South Sudan opens bidding for mobile phone gateway
September 13, 2007 (JUBA, Sudan) — Semi-autonomous south Sudan has opened bidding to build a $8-10 million mobile phone gateway to control incoming and outgoing calls in the capital Juba, the southern Telecoms Minister Gier Chuang Aluong said on Thursday.
An agreement to tender for the gateway was reached in May between Sudan’s central government in Khartoum and former rebels who now run their own affairs in the south following more than two decades of civil war.
“We are advertising for gateway building here in south Sudan,” Aluong said. “The (price) ceiling we’re looking at is from $8 to 10 million.”
He said the company that is chosen would also lay a fibre optic network in Juba.
Aluong said the gateway would mean a significant drop in Internet costs in the southern capital, which is still being rebuilt after a 2005 peace deal that ended the civil war, brought a coalition government to Khartoum, and promised a referendum on southern secession by 2011.
Tariffs for southern mobile operator Gemtel would also drop, Aluong said. Gemtel, which Aluong said has recently constructed seven new towers in southern towns, pays $50,000 a month to use the Ugandan gateway and its international dialling code, 256.

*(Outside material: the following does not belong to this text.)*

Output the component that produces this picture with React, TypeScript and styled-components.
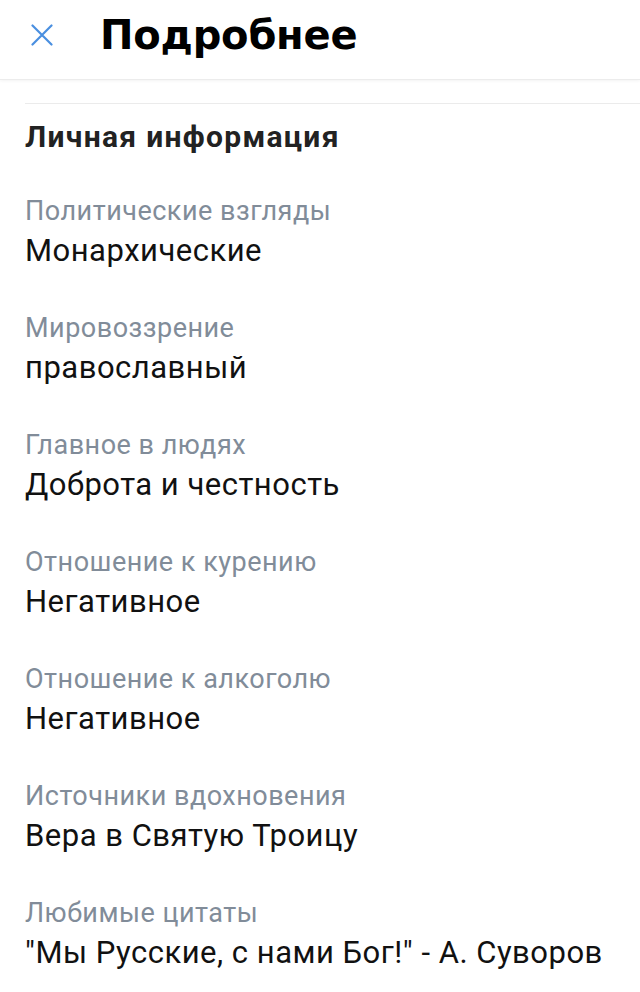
import React from 'react';
import styled, { createGlobalStyle } from 'styled-components';

const GlobalStyle = createGlobalStyle`
  body {
    margin: 0;
    background: #ffffff;
    font-family: Roboto, "Noto Sans", sans-serif;
  }
`;

const Page = styled.div`
  width: 640px;
  min-height: 992px;
  background: #ffffff;
`;

const Header = styled.header`
  display: flex;
  align-items: center;
  height: 80px;
  padding: 0 0 10px 31px;
  box-sizing: border-box;
  border-bottom: 1px solid #ececec;
  box-shadow: 0 1px 3px rgba(0, 0, 0, 0.05);
`;

const CloseButton = styled.button`
  display: flex;
  align-items: center;
  justify-content: center;
  width: 22px;
  height: 22px;
  padding: 0;
  border: none;
  background: none;
  color: #4a8fe0;
  margin-right: 47px;
`;

const Title = styled.h1`
  margin: 0;
  font-family: "DejaVu Sans", Inter, sans-serif;
  font-size: 40px;
  line-height: 46px;
  font-weight: 700;
  letter-spacing: -0.2px;
  color: #000000;
`;

const Divider = styled.div`
  margin: 23px 0 0 25px;
  border-top: 1px solid #ebebeb;
`;

const Section = styled.section`
  padding: 15px 25px 0;
`;

const SectionTitle = styled.h2`
  margin: 0 0 40px;
  font-size: 30px;
  line-height: 36px;
  font-weight: 700;
  letter-spacing: 1.3px;
  color: #222222;
`;

const List = styled.dl`
  margin: 0;
  display: flex;
  flex-direction: column;
  gap: 43px;
`;

const Item = styled.div`
  display: flex;
  flex-direction: column;
  gap: 6px;
`;

const Label = styled.dt`
  font-size: 27px;
  line-height: 32px;
  letter-spacing: 0.5px;
  color: #818c99;
`;

const Value = styled.dd`
  margin: 0;
  font-size: 31px;
  line-height: 36px;
  letter-spacing: 0.5px;
  color: #111111;
`;

const info: Array<[string, string]> = [
  ['Политические взгляды', 'Монархические'],
  ['Мировоззрение', 'православный'],
  ['Главное в людях', 'Доброта и честность'],
  ['Отношение к курению', 'Негативное'],
  ['Отношение к алкоголю', 'Негативное'],
  ['Источники вдохновения', 'Вера в Святую Троицу'],
  ['Любимые цитаты', '"Мы Русские, с нами Бог!" - А. Суворов'],
];

function App() {
  return (
    <Page>
      <GlobalStyle />
      <Header>
        <CloseButton aria-label="Закрыть">
          <svg width="22" height="22" viewBox="0 0 22 22" fill="none">
            <path d="M1.5 1.5 L20.5 20.5 M20.5 1.5 L1.5 20.5" stroke="currentColor" strokeWidth="2.2" strokeLinecap="round" />
          </svg>
        </CloseButton>
        <Title>Подробнее</Title>
      </Header>
      <Divider />
      <Section>
        <SectionTitle>Личная информация</SectionTitle>
        <List>
          {info.map(([label, value]) => (
            <Item key={label}>
              <Label>{label}</Label>
              <Value>{value}</Value>
            </Item>
          ))}
        </List>
      </Section>
    </Page>
  );
}

export default App;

“When we get the gateway we’ll use 249,” said Aluong, referring to Sudan’s dialling code.
According to a north-south memorandum, mobile operators Gemtel and Network of the World, both partly owned by the southern government, will operate only in the south while other mobile operators that signed with Khartoum will work nationwide.
But Aluong said northern operators wishing to expand to the south still needed to run their plans by the southern government, and complained that at least two firms had begun surveying fresh areas of the south without permission.
He said that a southern governmental committee was hoping to renegotiate the memorandum so that companies signed in the south could also expand to the north.